_Request_. Retype only what runs from the beginning of the data through the line with "const strip = ref<HTMLElement | null>(null)"; please omit the pictures and keep every line exact.

------ Source excerpt ------

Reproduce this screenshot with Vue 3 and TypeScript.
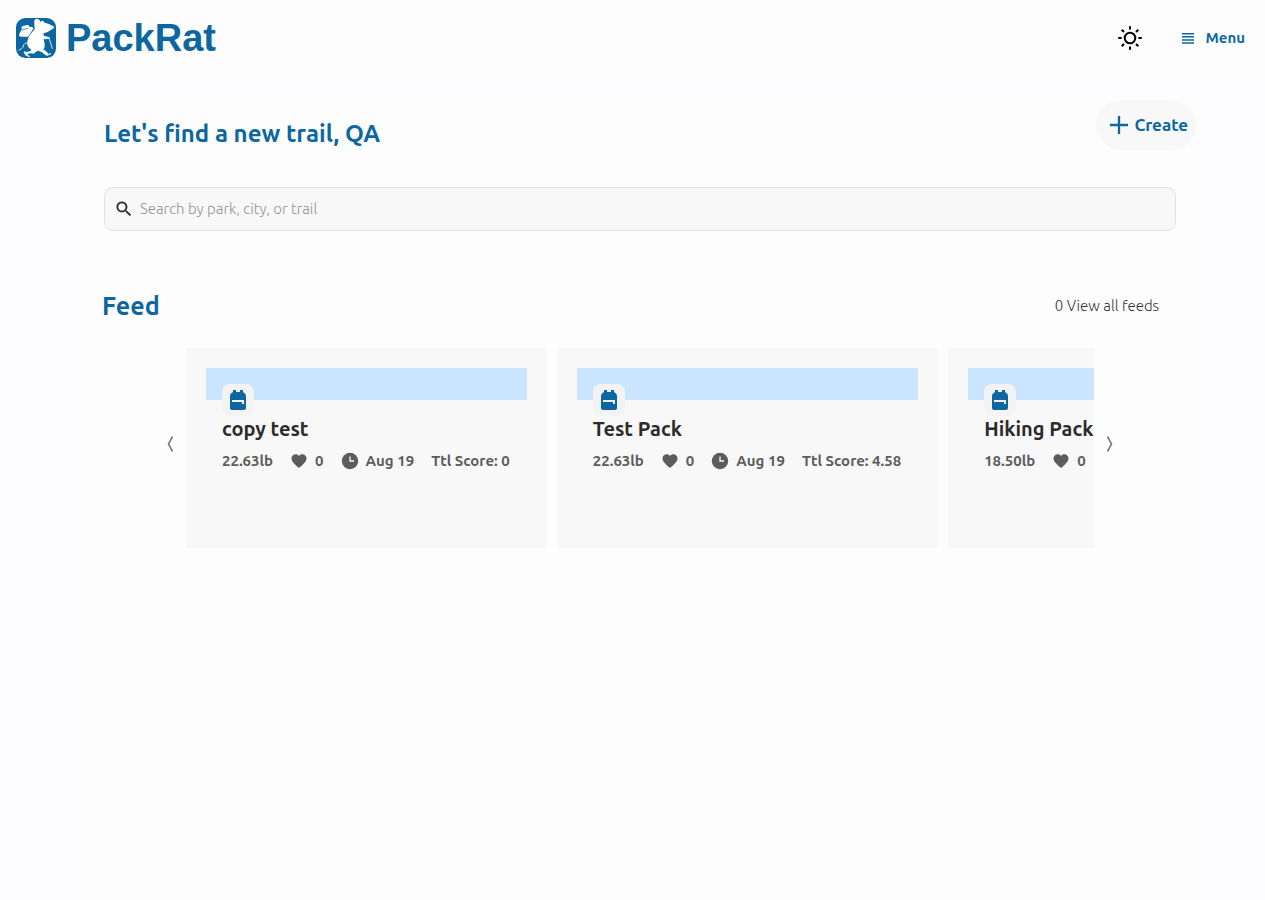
<script setup lang="ts">
import { ref } from 'vue'

interface Pack {
  name: string
  weight: string
  likes: number
  date: string
  score: string
}

const query = ref('')
const strip = ref<HTMLElement | null>(null)

const packs: Pack[] = [
  { name: 'copy test', weight: '22.63lb', likes: 0, date: 'Aug 19', score: '0' },
  { name: 'Test Pack', weight: '22.63lb', likes: 0, date: 'Aug 19', score: '4.58' },
  { name: 'Hiking Pack', weight: '18.50lb', likes: 0, date: 'Aug 19', score: '4.58' },
]

function scroll(direction: number) {
  strip.value?.scrollBy({ left: direction * 370, behavior: 'smooth' })
}
</script>

<template>
  <div class="page">
    <header class="topbar">
      <a class="brand" href="#">
        <svg class="logo" viewBox="0 0 120 120" aria-hidden="true">
          <rect width="120" height="120" rx="28" fill="#0c67a1" />
          <g fill="#fff">
            <path d="M55 14C53 7 58 1 65 3C70 4 73 8 74 13C76 8 80 7 83 10L85 14C94 15 104 20 112 25C116 28 114 32 109 33L96 41C89 44 85 45 82 45L84 54L100 57L101 61L90 64L83 63L86 78C87 86 85 91 82 94L94 103L96 108L104 105L105 108L94 113L89 112L78 103L66 98C60 101 56 104 53 107L44 106L37 107L34 110L42 115L40 118L28 112L23 103L25 100L31 102L44 99L46 95C38 90 32 82 34 72C35 64 38 56 43 49L57 32C55 27 55 20 55 14Z" />
            <path d="M18 33C14 29 17 25 21 24L33 21C38 20 41 24 40 28L47 26L53 31L40 50C37 56 32 58 27 56L14 56C9 55 8 51 11 46Z" />
          </g>
          <path d="M17 36L36 31" fill="none" stroke="#0c67a1" stroke-width="2" />
          <path d="M38 75C28 73 23 78 22 84C21 91 14 94 9 96M98 58L109 91" fill="none" stroke="#fff" stroke-width="2.5" stroke-linecap="round" />
        </svg>
        <span class="brand-name">PackRat</span>
      </a>
      <div class="top-actions">
        <button class="icon-btn" type="button" aria-label="Toggle theme">
          <svg width="26" height="26" viewBox="0 0 26 26" fill="none" stroke="#000" stroke-width="2">
            <circle cx="13" cy="13" r="5.3" />
            <path d="M13 1.2v3.4M13 21.4v3.4M1.2 13h3.4M21.4 13h3.4M4.7 4.7l2.3 2.3M19 19l2.3 2.3M4.7 21.3L7 19M19 7l2.3-2.3" />
          </svg>
        </button>
        <button class="menu-btn" type="button">
          <svg width="12" height="12" viewBox="0 0 12 12" stroke="#0c67a1" stroke-width="1.5">
            <path d="M0 1.7h12M0 4.8h12M0 7.9h12M0 11h12" />
          </svg>
          Menu
        </button>
      </div>
    </header>

    <main class="content">
      <section class="greeting">
        <h1>Let's find a new trail, QA</h1>
        <button class="create" type="button">
          <svg width="18" height="18" viewBox="0 0 18 18" stroke="#0c67a1" stroke-width="2.3">
            <path d="M9 0v18M0 9h18" />
          </svg>
          Create
        </button>
      </section>

      <label class="search">
        <svg width="20" height="20" viewBox="0 0 24 24" aria-hidden="true">
          <path fill="#2b2b2b" stroke="#2b2b2b" stroke-width="0.2" d="M15.5 14h-.79l-.28-.27A6.47 6.47 0 0 0 16 9.5 6.5 6.5 0 1 0 9.5 16c1.61 0 3.09-.59 4.23-1.57l.27.28v.79l5 4.99L20.49 19l-4.99-5zm-6 0C7.01 14 5 11.99 5 9.5S7.01 5 9.5 5 14 7.01 14 9.5 11.99 14 9.5 14z" />
        </svg>
        <input v-model="query" type="text" aria-label="Search trails" placeholder="Search by park, city, or trail" />
      </label>

      <section class="feed-head">
        <h2>Feed</h2>
        <a href="#">0 View all feeds</a>
      </section>

      <section class="carousel">
        <button class="arrow" type="button" aria-label="Previous" @click="scroll(-1)">
          <svg width="7" height="16" viewBox="0 0 7 16"><path d="M5.5 .5L1.5 8l4 7.5" /></svg>
        </button>
        <div ref="strip" class="strip">
          <article v-for="pack in packs" :key="pack.name" class="card">
            <div class="band">
              <span class="badge">
                <svg width="24" height="24" viewBox="0 0 24 24" aria-hidden="true">
                  <path fill="#0c67a1" fill-rule="evenodd" d="M20 8v12c0 1.1-.9 2-2 2H6c-1.1 0-2-.9-2-2V8c0-1.86 1.28-3.41 3-3.86V2h3v2h4V2h3v2.14c1.72.45 3 2 3 3.86zM6 12v2h10v2h2v-4H6z" />
                </svg>
              </span>
            </div>
            <div class="details">
              <h3>{{ pack.name }}</h3>
              <div class="stats">
                <span>{{ pack.weight }}</span>
                <span class="stat">
                  <svg width="18" height="18" viewBox="0 0 24 24" aria-hidden="true">
                    <path fill="#5c5c5c" d="M12 21.35l-1.45-1.32C5.4 15.36 2 12.28 2 8.5 2 5.42 4.42 3 7.5 3c1.74 0 3.41.81 4.5 2.09C13.09 3.81 14.76 3 16.5 3 19.58 3 22 5.42 22 8.5c0 3.78-3.4 6.86-8.55 11.54L12 21.35z" />
                  </svg>
                  {{ pack.likes }}
                </span>
                <span class="stat">
                  <svg width="18" height="18" viewBox="0 0 18 18" aria-hidden="true">
                    <circle cx="9" cy="9" r="8.2" fill="#5c5c5c" />
                    <path d="M9 4.5V9h4" fill="none" stroke="#f8f8f8" stroke-width="1.3" />
                  </svg>
                  {{ pack.date }}
                </span>
                <span>Ttl Score: {{ pack.score }}</span>
              </div>
            </div>
          </article>
        </div>
        <button class="arrow" type="button" aria-label="Next" @click="scroll(1)">
          <svg width="7" height="16" viewBox="0 0 7 16"><path d="M1.5 .5L5.5 8l-4 7.5" /></svg>
        </button>
      </section>
    </main>
  </div>
</template>

<style>
body {
  margin: 0;
  background: #fdfcff;
}
</style>

<style scoped>
.page {
  display: flex;
  flex-direction: column;
  min-height: 100vh;
  font-family: Ubuntu, "Noto Sans", "Open Sans", sans-serif;
  color: #0c67a1;
}
button {
  display: flex;
  align-items: center;
  border: 0;
  padding: 0;
  background: none;
  color: inherit;
  font: inherit;
  cursor: pointer;
}
a {
  color: inherit;
  text-decoration: none;
}
h1,
h2,
h3 {
  margin: 0;
  font-weight: 600;
}
svg {
  flex: none;
}
.topbar {
  display: flex;
  justify-content: space-between;
  align-items: center;
  height: 76px;
  padding: 0 20px 0 16px;
  background: #fdfdfd;
}
.brand {
  display: flex;
  align-items: center;
  gap: 10px;
}
.logo {
  width: 40px;
  height: 40px;
}
.brand-name {
  font: bold 38px/46px "Liberation Sans", Arial, sans-serif;
}
.top-actions {
  display: flex;
  align-items: center;
  gap: 39px;
}
.menu-btn {
  gap: 11px;
  font-size: 15px;
  line-height: 18px;
  font-weight: 600;
}
.content {
  flex: 1;
  margin: 24px 73px 0 88px;
  padding: 0 16px;
  background: #fdfdfd;
}
.greeting {
  display: flex;
  justify-content: space-between;
  align-items: flex-start;
  margin-right: -20px;
}
h1 {
  padding-top: 16px;
  font-size: 24px;
  line-height: 36px;
}
.create {
  height: 50px;
  padding: 0 8px 0 14px;
  gap: 6px;
  border-radius: 25px;
  background: #f8f8f8;
  font-size: 17px;
  line-height: 22px;
  font-weight: 600;
}
.search {
  display: flex;
  align-items: center;
  gap: 6px;
  height: 42px;
  margin-top: 37px;
  padding: 0 9px;
  border: 1px solid #e2e2e2;
  border-radius: 9px;
  background: #f8f8f8;
}
.greeting + .search {
  margin-top: 35px;
}
.search input {
  flex: 1;
  border: 0;
  outline: 0;
  padding: 0;
  background: none;
  color: #2b2b2b;
  font: 300 15px/22px Ubuntu, "Open Sans", sans-serif;
}
.search input::placeholder {
  color: #929292;
  opacity: 1;
}
.feed-head {
  display: flex;
  justify-content: space-between;
  align-items: center;
  margin: 57px 17px 0 -2px;
}
h2 {
  font-size: 25px;
  line-height: 36px;
}
.feed-head a {
  color: #333;
  font-size: 15px;
  line-height: 18px;
  font-weight: 300;
}
.carousel {
  display: flex;
  align-items: center;
  gap: 12px;
  margin: 24px 63px 0;
}
.arrow {
  padding-bottom: 8px;
}
.arrow path {
  fill: none;
  stroke: #7b7b7b;
  stroke-width: 1.6;
}
.strip {
  display: flex;
  flex: 1;
  min-width: 0;
  gap: 10px;
  overflow: hidden;
}
.card {
  flex: none;
  height: 200px;
  box-sizing: border-box;
  padding: 20px;
  border-radius: 4px;
  background: #f8f8f8;
}
.band {
  height: 32px;
  box-sizing: border-box;
  padding: 16px 16px 0;
  background: #cbe5ff;
}
.badge {
  display: flex;
  align-items: center;
  justify-content: center;
  width: 32px;
  height: 32px;
  border-radius: 8px;
  background: #f3f3f3;
}
.details {
  padding: 16px 17px 0 16px;
}
h3 {
  color: #2b2b2b;
  font-size: 20px;
  line-height: 26px;
  white-space: nowrap;
}
.stats {
  display: flex;
  align-items: center;
  gap: 17px;
  margin-top: 8px;
  color: #5c5c5c;
  font-size: 15px;
  line-height: 22px;
  font-weight: 600;
  white-space: nowrap;
}
.stat {
  display: flex;
  align-items: center;
  gap: 7px;
}
</style>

------

_Answer below_.
Reproduce this screenshot with Vue 3 and TypeScript.
<script setup lang="ts">
import { ref } from 'vue'

interface Pack {
  name: string
  weight: string
  likes: number
  date: string
  score: string
}

const query = ref('')
const strip = ref<HTMLElement | null>(null)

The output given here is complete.